Finanziaria/2. Ma si deve osare di più
di Gianfranco Genovesi
[23 nov 04]

Nella Legge Finanziaria 2005 converge, puntualmente come ogni anno, l’insieme variopinto, complesso e disordinato delle molteplici categorie che compongono la società italiana. Non per niente è stata coniata l’espressione “assalto alla diligenza” per sintetizzare le spinte contrapposte delle diverse forze economiche e sociali alla ricerca di soddisfazione delle rispettive istanze. I regolamenti parlamentari sempre più stringenti e il grande lavoro preliminare delle commissioni delle due Camere, hanno cercato di ridurre l’effetto caotico dell’approvazione o del diniego di migliaia di emendamenti. Il problema è che la Legge Finanziaria appare sempre meno utile per le esigenze dinamiche dell’economia e del rispetto dei parametri imposti dall’Unione Europea. La Finanziaria del 2005 è una manovra di contenimento. Non ha il respiro della visione strategica di lungo periodo, in presenza delle sfide della globalizzazione. L’obiettivo principale è che il rapporto tra deficit e Pil non superi il 3% l’anno, come promesso ai partner europei. Non volendo agire sui capitoli di spesa più consistenti: sanità, scuola e pensioni, si è deciso di dare una sforbiciata del 2% alla crescita delle spese correnti, senza nessuna selezione delle stesse.

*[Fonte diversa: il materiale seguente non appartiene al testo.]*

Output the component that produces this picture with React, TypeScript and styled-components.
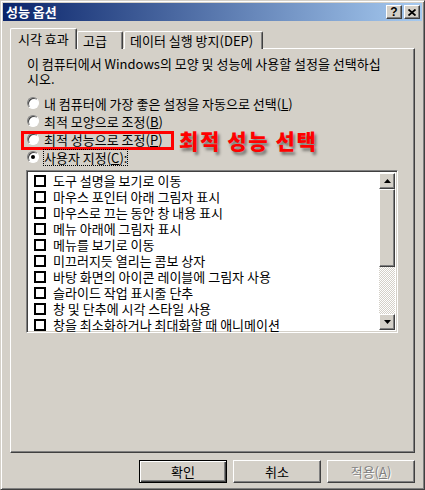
import React from "react";
import styled, { createGlobalStyle } from "styled-components";

const GlobalStyle = createGlobalStyle`
	html, body {
		margin: 0;
		padding: 0;
		background: #d4d0c8;
	}
	body {
		font-family: "Noto Sans CJK KR", "Liberation Sans", sans-serif;
		font-size: 13px;
		color: #000;
	}
	* {
		box-sizing: border-box;
	}
`;

const raised = `
	border: 1px solid;
	border-color: #fff #404040 #404040 #fff;
	box-shadow: inset -1px -1px #808080, inset 1px 1px #d4d0c8;
`;

const sunken = `
	border: 1px solid;
	border-color: #808080 #fff #fff #808080;
	box-shadow: inset 1px 1px #404040, inset -1px -1px #d4d0c8;
`;

const Window = styled.div`
	width: 425px;
	height: 490px;
	padding: 2px;
	display: flex;
	flex-direction: column;
	background: #d4d0c8;
	border: 1px solid;
	border-color: #d4d0c8 #404040 #404040 #d4d0c8;
	box-shadow: inset 1px 1px #fff, inset -1px -1px #808080;
`;

const TitleBar = styled.div`
	height: 18px;
	display: flex;
	align-items: center;
	padding: 0 2px 0 3px;
	background: linear-gradient(to right, #0a246a, #a6caf0);
`;

const Title = styled.div`
	flex: 1;
	color: #fff;
	font-weight: 700;
	font-size: 13px;
	line-height: 18px;
`;

const CaptionButtons = styled.div`
	display: flex;
	gap: 2px;
`;

const CaptionButton = styled.div`
	width: 16px;
	height: 14px;
	background: #d4d0c8;
	display: flex;
	align-items: center;
	justify-content: center;
	font-family: "Liberation Sans", sans-serif;
	font-weight: 700;
	font-size: 12px;
	line-height: 12px;
	${raised}
`;

const Body = styled.div`
	flex: 1;
	display: flex;
	flex-direction: column;
	padding: 7px 6px 0 7px;
`;

const TabStrip = styled.div`
	height: 21px;
	display: flex;
	align-items: flex-end;
	position: relative;
	z-index: 1;
	margin-bottom: -1px;
`;

const Tab = styled.div<{ $active?: boolean; $width: number }>`
	width: ${({ $width }) => $width}px;
	height: ${({ $active }) => ($active ? "21px" : "18px")};
	padding: ${({ $active }) => ($active ? "1px 0 0 7px" : "0 0 0 5px")};
	line-height: 17px;
	background: #d4d0c8;
	border-top: 1px solid #fff;
	border-left: 1px solid #fff;
	border-right: 1px solid #404040;
	box-shadow: inset -1px 0 #808080;
	border-radius: 2px 2px 0 0;
	white-space: nowrap;
	margin-right: ${({ $active }) => ($active ? "0" : "1px")};
`;

const Panel = styled.div`
	width: 405px;
	height: 405px;
	display: flex;
	flex-direction: column;
	padding: 7px 14px 0 16px;
	border: 1px solid;
	border-color: #fff #404040 #404040 #fff;
	box-shadow: inset -1px -1px #808080;
`;

const Description = styled.p`
	margin: 0;
	line-height: 15px;
`;

const RadioGroup = styled.div`
	margin-top: 8px;
	display: flex;
	flex-direction: column;
`;

const RadioRow = styled.div`
	height: 18px;
	display: flex;
	align-items: center;
	gap: 5px;
	position: relative;
	white-space: nowrap;
`;

const RadioCircle = styled.span<{ $checked?: boolean }>`
	width: 12px;
	height: 12px;
	flex: none;
	border-radius: 50%;
	background: #fff;
	border: 1px solid;
	border-color: #808080 #fff #fff #808080;
	box-shadow: inset 1px 1px #404040;
	display: flex;
	align-items: center;
	justify-content: center;

	&::after {
		content: "";
		width: 4px;
		height: 4px;
		border-radius: 50%;
		background: ${({ $checked }) => ($checked ? "#000" : "transparent")};
	}
`;

const Focus = styled.span`
	outline: 1px dotted #000;
	line-height: 15px;
`;

const Key = styled.u`
	text-underline-offset: 1px;
`;

const HighlightBox = styled.div`
	position: absolute;
	left: -6px;
	top: 1px;
	width: 153px;
	height: 19px;
	border: 3px solid #ff0000;
`;

const Annotation = styled.div`
	position: absolute;
	left: 152px;
	top: -1px;
	color: #ff0000;
	font-size: 21px;
	font-weight: 900;
	letter-spacing: 1.6px;
	line-height: 22px;
	text-shadow: 2px 3px 3px rgba(0, 0, 0, 0.45);
`;

const ListBox = styled.div`
	margin: 4px 0 0 -1px;
	width: 372px;
	height: 163px;
	display: flex;
	background: #fff;
	padding: 2px;
	${sunken}
`;

const Items = styled.div`
	flex: 1;
	display: flex;
	flex-direction: column;
`;

const Item = styled.div`
	height: 16px;
	flex: none;
	display: flex;
	align-items: center;
	gap: 7px;
	padding-left: 5px;
	white-space: nowrap;
	line-height: 16px;
`;

const CheckBox = styled.span`
	width: 12px;
	height: 12px;
	flex: none;
	border: 2px solid #000;
	background: #fff;
`;

const ScrollBar = styled.div`
	width: 16px;
	display: flex;
	flex-direction: column;
	background-color: #fff;
	background-image: conic-gradient(#d4d0c8 25%, #fff 0 50%, #d4d0c8 0 75%, #fff 0);
	background-size: 2px 2px;
`;

const ScrollButton = styled.div`
	width: 16px;
	height: 16px;
	flex: none;
	background: #d4d0c8;
	display: flex;
	align-items: center;
	justify-content: center;
	${raised}
`;

const Thumb = styled.div`
	height: 78px;
	flex: none;
	background: #d4d0c8;
	${raised}
`;

const Track = styled.div`
	flex: 1;
`;

const ButtonRow = styled.div`
	display: flex;
	justify-content: flex-end;
	gap: 6px;
	margin-top: 7px;
	padding-right: 1px;
`;

const Button = styled.div<{ $default?: boolean; $disabled?: boolean }>`
	width: 88px;
	height: 23px;
	display: flex;
	align-items: center;
	justify-content: center;
	background: #d4d0c8;
	color: ${({ $disabled }) => ($disabled ? "#808080" : "#000")};
	text-shadow: ${({ $disabled }) => ($disabled ? "1px 1px #fff" : "none")};
	border: 1px solid;
	border-color: ${({ $default }) =>
		$default ? "#000" : "#fff #404040 #404040 #fff"};
	box-shadow: ${({ $default }) =>
		$default
			? "inset 1px 1px #fff, inset -1px -1px #404040, inset -2px -2px #808080"
			: "inset -1px -1px #808080"};
`;

const Arrow = ({ up }: { up?: boolean }) => (
	<svg width="7" height="4" viewBox="0 0 7 4">
		<path d={up ? "M3.5 0 L7 4 L0 4 Z" : "M0 0 L7 0 L3.5 4 Z"} fill="#000" />
	</svg>
);

const CloseGlyph = () => (
	<svg width="8" height="7" viewBox="0 0 8 7">
		<path d="M0.5 0.5 L7.5 6.5 M7.5 0.5 L0.5 6.5" stroke="#000" strokeWidth="1.8" />
	</svg>
);

const effects = [
	"도구 설명을 보기로 이동",
	"마우스 포인터 아래 그림자 표시",
	"마우스로 끄는 동안 창 내용 표시",
	"메뉴 아래에 그림자 표시",
	"메뉴를 보기로 이동",
	"미끄러지듯 열리는 콤보 상자",
	"바탕 화면의 아이콘 레이블에 그림자 사용",
	"슬라이드 작업 표시줄 단추",
	"창 및 단추에 시각 스타일 사용",
	"창을 최소화하거나 최대화할 때 애니메이션",
];

const App = () => {
	return (
		<>
			<GlobalStyle />
			<Window>
				<TitleBar>
					<Title>성능 옵션</Title>
					<CaptionButtons>
						<CaptionButton>?</CaptionButton>
						<CaptionButton>
							<CloseGlyph />
						</CaptionButton>
					</CaptionButtons>
				</TitleBar>
				<Body>
					<TabStrip>
						<Tab $active $width={67}>시각 효과</Tab>
						<Tab $width={46}>고급</Tab>
						<Tab $width={139}>데이터 실행 방지(DEP)</Tab>
					</TabStrip>
					<Panel>
						<Description>
							이 컴퓨터에서 Windows의 모양 및 성능에 사용할 설정을 선택하십
							<br />
							시오.
						</Description>
						<RadioGroup>
							<RadioRow>
								<RadioCircle />
								<span>
									내 컴퓨터에 가장 좋은 설정을 자동으로 선택(<Key>L</Key>)
								</span>
							</RadioRow>
							<RadioRow>
								<RadioCircle />
								<span>
									최적 모양으로 조정(<Key>B</Key>)
								</span>
							</RadioRow>
							<RadioRow>
								<RadioCircle />
								<span>
									최적 성능으로 조정(<Key>P</Key>)
								</span>
								<HighlightBox />
								<Annotation>최적 성능 선택</Annotation>
							</RadioRow>
							<RadioRow>
								<RadioCircle $checked />
								<Focus>
									사용자 지정(<Key>C</Key>):
								</Focus>
							</RadioRow>
						</RadioGroup>
						<ListBox>
							<Items>
								{effects.map((label) => (
									<Item key={label}>
										<CheckBox />
										{label}
									</Item>
								))}
							</Items>
							<ScrollBar>
								<ScrollButton>
									<Arrow up />
								</ScrollButton>
								<Thumb />
								<Track />
								<ScrollButton>
									<Arrow />
								</ScrollButton>
							</ScrollBar>
						</ListBox>
					</Panel>
					<ButtonRow>
						<Button $default>확인</Button>
						<Button>취소</Button>
						<Button $disabled>
							적용(<Key>A</Key>)
						</Button>
					</ButtonRow>
				</Body>
			</Window>
		</>
	);
};

export default App;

In pratica non si agisce più sulla stima del deficit tendenziale dell’anno seguente, ma si prende a misura la spesa corrente effettiva dell’anno in corso, che non può aumentare più del 2%. La regola, se correttamente applicata su tutto il bilancio dello Stato, permetterebbe nel 2008, a regime, risparmi per quasi 30 miliardi di euro. Noti istituti di ricerca, invece, sulla base di accurate simulazioni, sono scettici sull’efficacia dell’applicazione pratica di questo strumento e prevedono un deficit tendenziale del 3,6%, accompagnato ad una crescita asfittica dell’economia dell’1,7%. Il problema di fondo è che lo Stato italiano intermedia oltre il 50% dell’intero Pil. Quindi, l’effetto perverso della riduzione della spesa corrente è la riduzione dei trasferimenti verso i fornitori della Pubblica Amministrazione, deprimendo ancor di più il mercato. Anche il tanto discusso taglio delle imposte è appena un’elemosina, considerando le risorse disponibili. L’unica soluzione per dare una scossa al sistema Italia è quello di affrontare il nodo delle privatizzazioni. Solo attraverso una politica aggressiva di dismissioni ed un deciso arretramento dello Stato dal ruolo di imprenditore si potrà aprire una stagione di riforme per la riduzione del carico fiscale e conseguente aumento delle risorse monetarie a disposizione di famiglie ed imprese.

Questo si scontra con la cultura dominante nei movimenti politici e in parte nella società, che vede la Pubblica Amministrazione al centro dei processi di crescita e di rilancio dell’economia. Niente di più sbagliato. La concorrenza ed il libero mercato tendono a premiare l’innovazione, la creatività e la competitività del sistema-paese, mentre uno Stato troppo presente deprime queste forze e tende, per forza di cose, a replicare il modello autoreferente di sopravvivenza dei privilegi di pochi e delle nicchie protette dalla concorrenza. Non basta tagliare del 10% il costo delle auto blu o invogliare i privati a gestire i beni culturali dello Stato. E’ necessaria una vera rivoluzione liberale, anche impopolare inizialmente, che dia un segno di discontinuità rispetto al passato e rilanci l’ottimismo e la voglia di intraprendere e di investire. Servono mercati finanziari più moderni e più sicuri. In tal senso è davvero deprimente che non si sia riusciti a far decollare la legge per la riforma del risparmio, nonostante i drammi causati dai tracolli di Parmalat, Cirio, Giacomelli, ecc. La sensazione è che si viva alla giornata senza un disegno strategico lungimirante. Quante Leggi Finanziarie basate sul concetto di “raschiare il fondo del barile” con inutili diatribe e schermaglie su aspetti marginali e residuali ci aspettano?